Lamine kept all the dimensions of the original painting, but radically changed the aesthetic. Unlike Géricault’s dark and dramatic rendition of the shipwreck, Lamine’s “Shqaff al-Hurriga” is a cartoonish re-interpretation of the tragedy. Perhaps a nod to the childhood dreams that sunk with the 150 lives we lost. Upon a closer look, however, the cartoonish pastel figures of the raft appear to be ghosts with hollowed eyes. Their bodies are malleable like jellyfish (hurriga). They melt into the background and disappear into the sea, replicating the fate of the harraga (undocumented migrants).
The choice of the simple line can also be an abstraction and a generalization of the fate of the migrants. As Scott McCloud tells us,
Perhaps, “we are all on the Raft of the Medusa,” as one contemporary of Géricault said about the painting.
Manufacturing Hope:
Lamine did not keep the rescuing ship that we see in Géricault’s work, but she did keep the iconic flag-waving figure of the original painting. The flag, a plea for recognition and a threadbare symbol of hope beckons the passers-by, the drinkers, the swimmers, and the alt-tourists to stop, contemplate, and remember.
The artist also says that she seeks to establish an “impossible dialogue between Géricault and the famous Medusa mosaics in the nearby Sousse Archeological Museum.” The Medusa with its petrifying gaze is _according to Herodotus_ a Libyan monster. Representations of her face in Roman Sousse were meant to prevent evil from entering one’s home. However, as the contentious history of the Mediterranean has shown us, this evil is impossible to prevent. All we can do is re-work and perfect our (shared) mythologies.

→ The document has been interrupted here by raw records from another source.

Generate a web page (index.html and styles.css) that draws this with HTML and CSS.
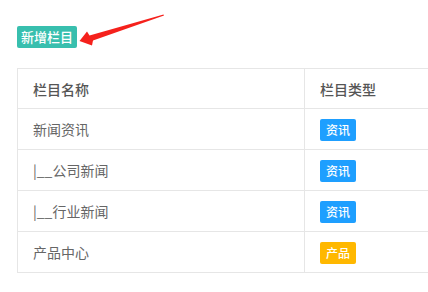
FILE: index.html
```html
<!DOCTYPE html>
<html>
<head>
<meta charset="utf-8">
<link rel="stylesheet" href="styles.css">
</head>
<body>
<div class="page">
  <div class="toolbar">
    <button class="btn-add">新增栏目</button>
  </div>
  <table class="grid">
    <thead>
      <tr><th class="c1">栏目名称</th><th class="c2">栏目类型</th></tr>
    </thead>
    <tbody>
      <tr><td>新闻资讯</td><td><span class="badge blue">资讯</span></td></tr>
      <tr><td>|__公司新闻</td><td><span class="badge blue">资讯</span></td></tr>
      <tr><td>|__行业新闻</td><td><span class="badge blue">资讯</span></td></tr>
      <tr><td>产品中心</td><td><span class="badge orange">产品</span></td></tr>
    </tbody>
  </table>
</div>
<svg class="arrow" width="428" height="60" viewBox="0 0 428 60">
  <polygon fill="#f5211c" points="79.5,41 87,31.5 89.5,35.5 163.5,14.5 164,15.5 93,40.5 92,45.5"/>
</svg>
</body>
</html>
```
FILE: styles.css
```css
html, body {
  margin: 0;
  padding: 0;
  background: #fff;
  overflow: hidden;
  width: 428px;
  height: 292px;
}
body {
  font-family: "Noto Sans CJK SC", "Liberation Sans", sans-serif;
  position: relative;
}
.page {
  padding: 26px 0 0 17px;
}
.toolbar {
  display: flex;
  height: 22px;
  margin-bottom: 20px;
}
.btn-add {
  border: none;
  margin: 0;
  width: 60px;
  height: 22px;
  padding: 0;
  border-radius: 2px;
  background: #38bfae;
  color: #fff;
  font-family: inherit;
  font-size: 13px;
  font-weight: 500;
  line-height: 22px;
  text-align: center;
}
.grid {
  border-collapse: collapse;
  width: 574px;
  table-layout: fixed;
  font-size: 14px;
  color: #666;
}
.grid th, .grid td {
  border: 1px solid #e6e6e6;
  padding: 0 15px;
  text-align: left;
  vertical-align: middle;
}
.grid th {
  height: 39px;
  font-weight: 500;
  color: #555;
}
.grid td {
  height: 40px;
}
.c1, .c2 { width: 256px; }
.badge {
  display: inline-block;
  height: 22px;
  line-height: 22px;
  width: 36px;
  text-align: center;
  border-radius: 2px;
  color: #fff;
  font-size: 12px;
  font-weight: 500;
  vertical-align: middle;
}
.blue { background: #1e9fff; }
.orange { background: #ffb800; }
.arrow {
  position: absolute;
  left: 0;
  top: 0;
}
```
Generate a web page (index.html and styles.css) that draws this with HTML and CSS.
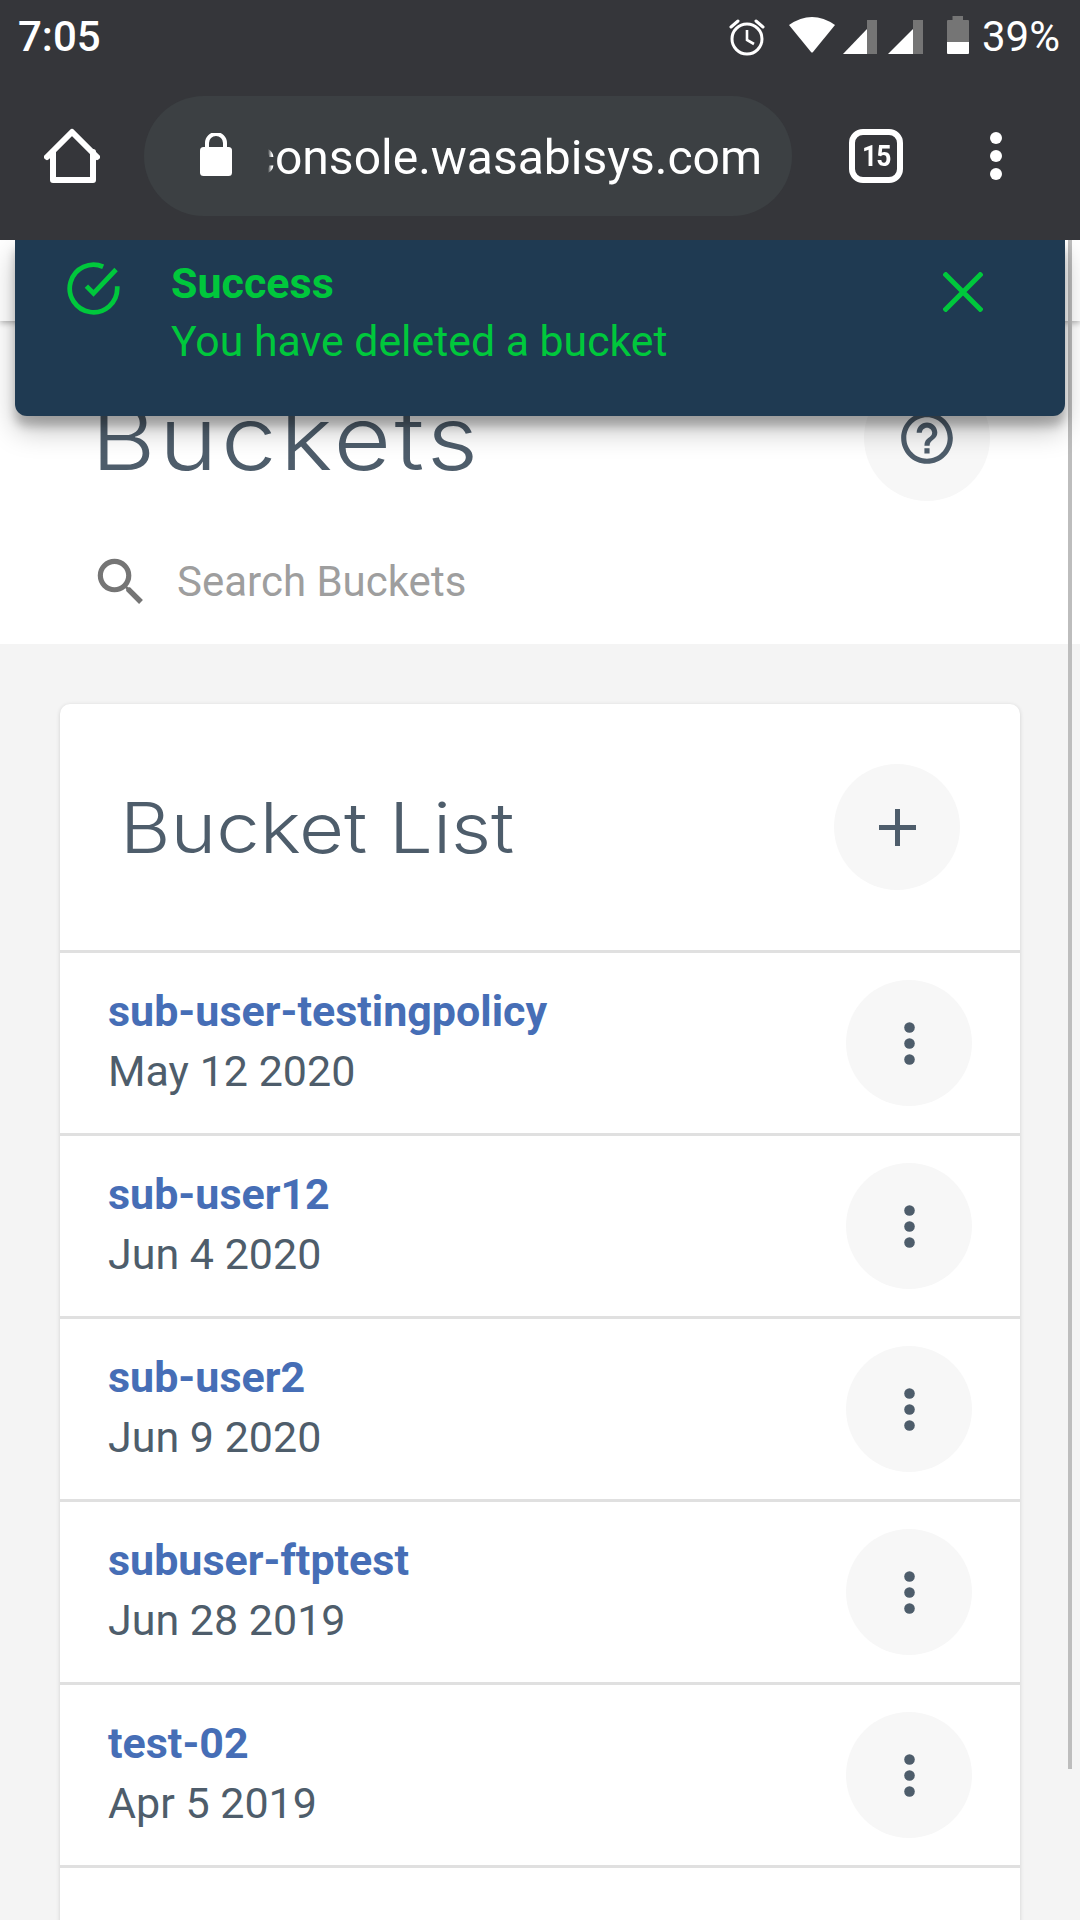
FILE: index.html
```html
<!DOCTYPE html>
<html lang="en">
<head>
<meta charset="utf-8">
<title>Buckets</title>
<link rel="stylesheet" href="styles.css">
</head>
<body>
<header class="chrome">
  <div class="statusbar">
    <span class="clock">7:05</span>
    <div class="status-icons">
      <svg class="ic-alarm" width="38" height="38" viewBox="0 0 38 38" fill="none" stroke="#fff"><circle cx="19" cy="21" r="15" stroke-width="3"/><path d="M19 12v10l7 4" stroke-width="2.6"/><path d="M3 9l7-6M35 9l-7-6" stroke-width="3" stroke-linecap="round"/></svg>
      <svg class="ic-wifi" width="46" height="36" viewBox="0 0 46 36"><path d="M0 8Q23 -8 46 8L24 35Q23 36 22 35Z" fill="#fff"/></svg>
      <svg class="ic-signal" width="34" height="34" viewBox="0 0 34 34"><path d="M24 0L34 0V34H24Z" fill="#757575"/><path d="M24 9V34H0Z" fill="#fff"/></svg>
      <svg class="ic-signal2" width="35" height="34" viewBox="0 0 35 34"><path d="M25 0L35 0V34H25Z" fill="#757575"/><path d="M25 9V34H0Z" fill="#fff"/></svg>
      <svg class="ic-batt" width="22" height="38" viewBox="0 0 22 38"><path d="M5.500 0H16V4H21Q22 4 22 5V26H0V5Q0 4 1 4H5.500Z" fill="#757575"/><path d="M0 26H22V37Q22 38 21 38H1Q0 38 0 37Z" fill="#fff"/></svg>
      <span class="battery-text">39%</span>
    </div>
  </div>
  <div class="toolbar">
    <svg class="ic-home" width="56" height="56" viewBox="0 0 56 56" fill="none" stroke="#fff" stroke-width="6" stroke-linejoin="round" stroke-linecap="round"><path d="M3 29L28 4L53 29"/><path d="M9 24V52H49V24"/></svg>
    <div class="omnibox">
      <svg class="ic-lock" width="32" height="44" viewBox="0 0 32 44"><path d="M7 16V10a9 9 0 0 1 18 0V16" fill="none" stroke="#fff" stroke-width="4"/><rect y="14" width="32" height="29" rx="3.500" fill="#fff"/></svg>
      <div class="url-clip"><span class="url">console.wasabisys.com</span></div>
    </div>
    <div class="tabs"><span class="tabs-count">15</span></div>
    <svg class="ic-more" width="12" height="48" viewBox="0 0 12 48" fill="#fff"><circle cx="6" cy="6" r="6"/><circle cx="6" cy="24" r="6"/><circle cx="6" cy="42" r="6"/></svg>
  </div>
</header>

<main class="page">
  <div class="appbar"></div>
  <section class="intro">
    <div class="title-row">
      <h1 class="page-title">Buckets</h1>
      <div class="circle-btn help-btn">
        <svg width="62" height="62" viewBox="0 0 24 24" fill="#4e5d6b"><path d="M11 18h2v-2h-2v2zm1-16C6.480 2 2 6.480 2 12s4.480 10 10 10 10-4.480 10-10S17.520 2 12 2zm0 18c-4.410 0-8-3.590-8-8s3.590-8 8-8 8 3.590 8 8-3.590 8-8 8zm0-14c-2.210 0-4 1.790-4 4h2c0-1.100.9-2 2-2s2 .9 2 2c0 2-3 1.750-3 5h2c0-2.250 3-2.500 3-5 0-2.210-1.790-4-4-4z"/></svg>
      </div>
    </div>
    <div class="search-row">
      <svg class="ic-search" width="62" height="62" viewBox="0 0 24 24" fill="#757575"><path d="M15.500 14h-.79l-.28-.27A6.470 6.470 0 0 0 16 9.500 6.500 6.500 0 1 0 9.500 16c1.610 0 3.090-.59 4.230-1.570l.27.28v.79l5 4.990L20.490 19l-4.990-5zm-6 0C7.010 14 5 11.990 5 9.500S7.010 5 9.500 5 14 7.010 14 9.500 11.990 14 9.500 14z"/></svg>
      <span class="search-text">Search Buckets</span>
    </div>
  </section>

  <section class="card">
    <div class="card-head">
      <h2 class="card-title">Bucket List</h2>
      <div class="circle-btn">
        <svg width="37" height="37" viewBox="0 0 37 37" fill="#4e5d6b"><rect x="16" width="5" height="37"/><rect y="16" width="37" height="5"/></svg>
      </div>
    </div>
    <div class="row">
      <div class="row-text"><a class="row-name">sub-user-testingpolicy</a><span class="row-date">May 12 2020</span></div>
      <div class="circle-btn"><svg class="dots" width="11" height="43" viewBox="0 0 11 43" fill="#4e5d6b"><circle cx="5.500" cy="5.500" r="5.300"/><circle cx="5.500" cy="21.500" r="5.300"/><circle cx="5.500" cy="37.500" r="5.300"/></svg></div>
    </div>
    <div class="row">
      <div class="row-text"><a class="row-name">sub-user12</a><span class="row-date">Jun 4 2020</span></div>
      <div class="circle-btn"><svg class="dots" width="11" height="43" viewBox="0 0 11 43" fill="#4e5d6b"><circle cx="5.500" cy="5.500" r="5.300"/><circle cx="5.500" cy="21.500" r="5.300"/><circle cx="5.500" cy="37.500" r="5.300"/></svg></div>
    </div>
    <div class="row">
      <div class="row-text"><a class="row-name">sub-user2</a><span class="row-date">Jun 9 2020</span></div>
      <div class="circle-btn"><svg class="dots" width="11" height="43" viewBox="0 0 11 43" fill="#4e5d6b"><circle cx="5.500" cy="5.500" r="5.300"/><circle cx="5.500" cy="21.500" r="5.300"/><circle cx="5.500" cy="37.500" r="5.300"/></svg></div>
    </div>
    <div class="row">
      <div class="row-text"><a class="row-name">subuser-ftptest</a><span class="row-date">Jun 28 2019</span></div>
      <div class="circle-btn"><svg class="dots" width="11" height="43" viewBox="0 0 11 43" fill="#4e5d6b"><circle cx="5.500" cy="5.500" r="5.300"/><circle cx="5.500" cy="21.500" r="5.300"/><circle cx="5.500" cy="37.500" r="5.300"/></svg></div>
    </div>
    <div class="row">
      <div class="row-text"><a class="row-name">test-02</a><span class="row-date">Apr 5 2019</span></div>
      <div class="circle-btn"><svg class="dots" width="11" height="43" viewBox="0 0 11 43" fill="#4e5d6b"><circle cx="5.500" cy="5.500" r="5.300"/><circle cx="5.500" cy="21.500" r="5.300"/><circle cx="5.500" cy="37.500" r="5.300"/></svg></div>
    </div>
  </section>

  <div class="toast">
    <svg class="ic-check" width="57" height="57" viewBox="0 0 24 24" fill="none" stroke="#00c83c" stroke-width="2"><path d="M22 11.080V12a10 10 0 1 1-5.930-9.140"/><path d="M21.500 4L12 14.010l-3-3"/></svg>
    <div class="toast-text">
      <strong class="toast-title">Success</strong>
      <span class="toast-msg">You have deleted a bucket</span>
    </div>
    <svg class="ic-close" width="40" height="40" viewBox="0 0 40 40" stroke="#00c83c" stroke-width="5"><path d="M1 1L39 39M39 1L1 39"/></svg>
  </div>
  <div class="scrollbar"></div>
</main>
</body>
</html>
```

FILE: styles.css
```css
* { box-sizing: border-box; }
html, body { margin: 0; padding: 0; }
body {
  width: 1080px;
  height: 1920px;
  overflow: hidden;
  background: #f4f4f4;
  font-family: Roboto, "Liberation Sans", sans-serif;
}
.chrome {
  height: 240px;
  background: #35363a;
  color: #fff;
  position: relative;
  z-index: 5;
}
.statusbar {
  height: 72px;
  padding: 17px 20px 0 18px;
  display: flex;
  justify-content: space-between;
  align-items: flex-start;
}
.clock { font-size: 42px; line-height: 40px; font-weight: 500; }
.status-icons { display: flex; align-items: flex-start; margin-top: -1px; }
.ic-alarm { margin-top: 2px; margin-right: 23px; margin-left: 0; }
.ic-wifi { margin-top: 1px; margin-right: 8px; }
.ic-signal { margin-top: 4px; margin-right: 11px; }
.ic-signal2 { margin-top: 4px; margin-right: 24px; }
.ic-batt { margin-top: 0; margin-right: 13px; }
.battery-text { font-size: 42px; line-height: 40px; margin-top: 1px; }
.toolbar {
  height: 168px;
  padding: 0 0 0 44px;
  display: flex;
  align-items: center;
}
.ic-home { flex: none; }
.omnibox {
  width: 648px;
  height: 120px;
  margin-left: 44px;
  border-radius: 60px;
  background: #3c4043;
  display: flex;
  align-items: center;
  padding-left: 56px;
}
.ic-lock { margin-top: -2px; flex: none; }
.url-clip {
  width: 494px;
  margin-left: 36px;
  display: flex;
  justify-content: flex-end;
  overflow: hidden;
  -webkit-mask-image: linear-gradient(90deg, transparent 0, #000 4px);
  mask-image: linear-gradient(90deg, transparent 0, #000 4px);
}
.url { font-size: 48px; line-height: 64px; white-space: nowrap; flex: none; margin-top: 3px; }
.tabs {
  width: 54px;
  height: 54px;
  margin-left: 57px;
  border: 6px solid #fff;
  border-radius: 14px;
  display: flex;
  align-items: center;
  justify-content: center;
}
.tabs-count { font-size: 30px; font-weight: 700; letter-spacing: -1px; line-height: 1; transform: scaleX(.88); }
.ic-more { margin-left: 87px; }

.page { position: relative; }
.appbar {
  height: 81px;
  background: #fff;
  box-shadow: 0 2px 6px rgba(0, 0, 0, .3);
  position: relative;
  z-index: 1;
}
.intro { background: #fff; height: 323px; padding: 54px 90px 0 91px; }
.title-row { display: flex; justify-content: space-between; align-items: center; }
.page-title {
  margin: 0;
  font-family: Inter, sans-serif;
  font-weight: 300;
  font-size: 88px;
  line-height: 126px;
  letter-spacing: 3px;
  color: #4e5d6b;
  transform: scaleX(1.13);
  transform-origin: left center;
}
.circle-btn {
  width: 126px;
  height: 126px;
  border-radius: 50%;
  background: #f7f7f7;
  flex: none;
  display: flex;
  align-items: center;
  justify-content: center;
}
.search-row { display: flex; align-items: center; margin-top: 50px; margin-left: -1px; }
.search-text { font-size: 42px; line-height: 60px; color: #9e9e9e; margin-left: 25px; }

.card {
  width: 960px;
  margin: 60px 0 0 60px;
  padding-bottom: 60px;
  background: #fff;
  border-radius: 10px 10px 0 0;
  box-shadow: 0 1px 4px rgba(0, 0, 0, .15);
}
.card-head {
  height: 249px;
  border-bottom: 3px solid #e0e0e0;
  padding: 0 60px 0 60px;
  display: flex;
  align-items: center;
  justify-content: space-between;
}
.card-title {
  margin: 0;
  font-family: Inter, sans-serif;
  font-weight: 300;
  font-size: 70px;
  color: #4e5d6b;
  transform: scaleX(1.11);
  transform-origin: left center;
}
.row {
  height: 183px;
  border-bottom: 3px solid #e0e0e0;
  padding: 0 48px;
  display: flex;
  align-items: center;
  justify-content: space-between;
}
.row-text { display: flex; flex-direction: column; margin-top: -4px; }
.row-name { font-size: 43px; line-height: 60px; font-weight: 700; color: #466eb6; }
.row-date { font-size: 43px; line-height: 60px; color: #4e5d6b; }

.toast {
  position: absolute;
  top: 0;
  left: 15px;
  width: 1050px;
  height: 176px;
  border-radius: 0 0 12px 12px;
  background: #1f3a52;
  box-shadow: 0 14px 28px rgba(0, 0, 0, .25), 0 10px 10px rgba(0, 0, 0, .22);
  display: flex;
  align-items: flex-start;
  padding: 20px 0 0 50px;
  z-index: 4;
}
.ic-check { flex: none; }
.toast-text { display: flex; flex-direction: column; margin-left: 49px; width: 772px; color: #00c83c; }
.toast-title { font-size: 43px; line-height: 58px; font-weight: 700; margin-top: -6px; }
.toast-msg { font-size: 42.800px; line-height: 58px; }
.ic-close { margin-top: 12px; }
.scrollbar {
  position: absolute;
  top: 0;
  right: 8px;
  width: 4px;
  height: 1529px;
  background: #bdbdbd;
  z-index: 3;
}
```
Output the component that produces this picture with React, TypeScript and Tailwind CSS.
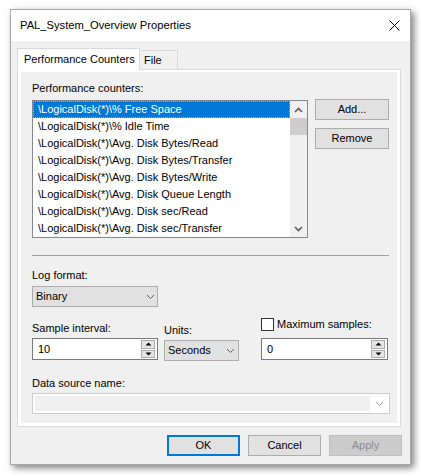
import React from "react";

const Chevron = ({ color = "#606060" }: { color?: string }) => (
  <svg width="9" height="6" viewBox="0 0 9 6" className="block">
    <polyline points="1,1 4.5,4.5 8,1" fill="none" stroke={color} strokeWidth="1" />
  </svg>
);

const ScrollArrow = ({ up }: { up?: boolean }) => (
  <div className="h-[17px] flex items-center justify-center">
    <svg width="9" height="6" viewBox="0 0 9 6" className="block">
      <polyline
        points={up ? "1,5 4.5,1.5 8,5" : "1,1 4.5,4.5 8,1"}
        fill="none"
        stroke="#606060"
        strokeWidth="1.7"
      />
    </svg>
  </div>
);

const Spinner = () => (
  <div className="w-[17px] h-full flex flex-col gap-[1px] p-[1px] pr-[2px] shrink-0">
    <div className="flex-1 border border-[#adadad] bg-[#e5e5e5] flex items-center justify-center">
      <svg width="7" height="4" viewBox="0 0 7 4" className="block">
        <polygon points="0.5,3.5 3.5,0.5 6.5,3.5" fill="#000" />
      </svg>
    </div>
    <div className="flex-1 border border-[#adadad] bg-[#e5e5e5] flex items-center justify-center">
      <svg width="7" height="4" viewBox="0 0 7 4" className="block">
        <polygon points="0.5,0.5 6.5,0.5 3.5,3.5" fill="#000" />
      </svg>
    </div>
  </div>
);

const items = [
  "\\LogicalDisk(*)\\% Free Space",
  "\\LogicalDisk(*)\\% Idle Time",
  "\\LogicalDisk(*)\\Avg. Disk Bytes/Read",
  "\\LogicalDisk(*)\\Avg. Disk Bytes/Transfer",
  "\\LogicalDisk(*)\\Avg. Disk Bytes/Write",
  "\\LogicalDisk(*)\\Avg. Disk Queue Length",
  "\\LogicalDisk(*)\\Avg. Disk sec/Read",
  "\\LogicalDisk(*)\\Avg. Disk sec/Transfer",
];

export default function App() {
  return (
    <div className="w-[421px] h-[476px] bg-white pt-[9px] pl-[10px] font-['Liberation_Sans',Arial,sans-serif] text-[11px] text-black">
      <div className="w-[401px] h-[456px] border border-[#a8a8a8] shadow-[3px_3px_7px_rgba(0,0,0,0.5)] flex flex-col bg-[#f0f0f0]">
        {/* Title bar */}
        <div className="h-[31px] bg-white flex items-center justify-between pl-[9px] pr-[10px] shrink-0">
          <span className="text-[11.2px]">PAL_System_Overview Properties</span>
          <svg width="11" height="11" viewBox="0 0 11 11" className="block">
            <path d="M0.5 0.5L10.5 10.5M10.5 0.5L0.5 10.5" stroke="#000" strokeWidth="1" />
          </svg>
        </div>

        {/* Body */}
        <div className="flex-1 pt-[7px] pl-[6px] pr-[9px] flex flex-col">
          {/* Tabs */}
          <div className="flex items-end h-[21px] relative z-10 shrink-0">
            <div className="h-[22px] -mb-px bg-white border border-b-0 border-[#d9d9d9] w-[123px] pl-[6px] leading-[20px]">
              Performance Counters
            </div>
            <div className="h-[19px] border border-l-0 border-b-0 border-[#d9d9d9] w-[38px] pl-[4px] leading-[19px]">
              File
            </div>
          </div>

          {/* Panel */}
          <div className="h-[358px] border border-[#d9d9d9] bg-white pt-[2px] px-[3px] pb-[3px] shrink-0">
            <div className="bg-[#f0f0f0] h-full pl-[11px] flex flex-col">
              <div className="mt-[9px] h-[15px] leading-[15px]">Performance counters:</div>

              <div className="mt-[3px] flex items-start">
                <div className="mt-[1px] w-[276px] h-[138px] border border-[#828790] bg-white flex">
                  <div className="flex-1 flex flex-col">
                    {items.map((t, i) =>
                      i === 0 ? (
                        <div
                          key={i}
                          className="h-[17px] leading-[15px] bg-[#0078d7] text-white border border-dotted border-[#ff9a3c] pl-[4px] whitespace-nowrap"
                        >
                          {t}
                        </div>
                      ) : (
                        <div key={i} className="h-[17px] leading-[17px] pl-[5px] whitespace-nowrap">
                          {t}
                        </div>
                      )
                    )}
                  </div>
                  <div className="w-[17px] bg-[#f0f0f0] flex flex-col">
                    <ScrollArrow up />
                    <div className="h-[17px] bg-[#cdcdcd]" />
                    <div className="flex-1" />
                    <ScrollArrow />
                  </div>
                </div>

                <div className="ml-[7px] flex flex-col gap-[8px]">
                  <div className="w-[74px] h-[21px] border border-[#adadad] bg-[#e1e1e1] flex items-center justify-center">
                    Add...
                  </div>
                  <div className="w-[74px] h-[21px] border border-[#adadad] bg-[#e1e1e1] flex items-center justify-center">
                    Remove
                  </div>
                </div>
              </div>

              <div className="mt-[17px] h-px w-[357px] bg-[#a0a0a0]" />

              <div className="mt-[12px] h-[15px] leading-[15px]">Log format:</div>
              <div className="mt-[3px] w-[126px] h-[21px] border border-[#adadad] bg-[#e1e1e1] pl-[3px] pr-[2px] flex items-center justify-between">
                <span>Binary</span>
                <Chevron />
              </div>

              <div className="flex items-start">
                <div className="w-[126px] flex flex-col">
                  <div className="mt-[14px] h-[15px] leading-[15px]">Sample interval:</div>
                  <div className="mt-[2px] h-[22px] border border-[#7a7a7a] bg-white flex items-center">
                    <span className="flex-1 pl-[5px]">10</span>
                    <Spinner />
                  </div>
                </div>
                <div className="ml-[6px] w-[75px] flex flex-col">
                  <div className="mt-[16px] h-[15px] leading-[15px]">Units:</div>
                  <div className="mt-[2px] h-[21px] border border-[#adadad] bg-[#e1e1e1] pl-[3px] pr-[3px] flex items-center justify-between">
                    <span>Seconds</span>
                    <Chevron />
                  </div>
                </div>
                <div className="ml-[22px] w-[127px] flex flex-col">
                  <div className="mt-[11px] h-[13px] flex items-center">
                    <div className="w-[13px] h-[13px] border border-[#333333] bg-white shrink-0" />
                    <span className="ml-[3px] leading-[13px]">Maximum samples:</span>
                  </div>
                  <div className="mt-[7px] h-[22px] border border-[#7a7a7a] bg-white flex items-center">
                    <span className="flex-1 pl-[5px]">0</span>
                    <Spinner />
                  </div>
                </div>
              </div>

              <div className="mt-[15px] h-[15px] leading-[15px]">Data source name:</div>
              <div className="mt-[2px] w-[358px] h-[21px] border border-[#cccccc] bg-white flex items-stretch pl-[2px] pt-[2px] pb-[2px]">
                <div className="flex-1 bg-[#f0f0f0]" />
                <div className="w-[19px] flex items-center justify-center">
                  <Chevron color="#a0a0a0" />
                </div>
              </div>
            </div>
          </div>

          {/* Buttons */}
          <div className="mt-[8px] flex justify-end gap-[8px] -mr-px">
            <div className="w-[73px] h-[21px] border-2 border-[#0078d7] bg-[#e1e1e1] flex items-center justify-center">
              OK
            </div>
            <div className="w-[73px] h-[21px] border border-[#adadad] bg-[#e1e1e1] flex items-center justify-center">
              Cancel
            </div>
            <div className="w-[73px] h-[21px] border border-[#bfbfbf] bg-[#cccccc] text-[#8c8c8c] flex items-center justify-center">
              Apply
            </div>
          </div>
        </div>
      </div>
    </div>
  );
}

Shqaff al-Hurriga is an itinerant and participatory project. Three more versions of the mural will be painted in the next two months in Hammamet, Paris, and Geneva. More reproductions will be scheduled soon. With each new copy of the copy, Lamine wants to exhaust the meaning of the original painting. Each time also, new participants will help the artist color the mural. Locals, visitors, and passers-by will all be invited to take part in Shqaff al-Hurriga ‘s journey around the world.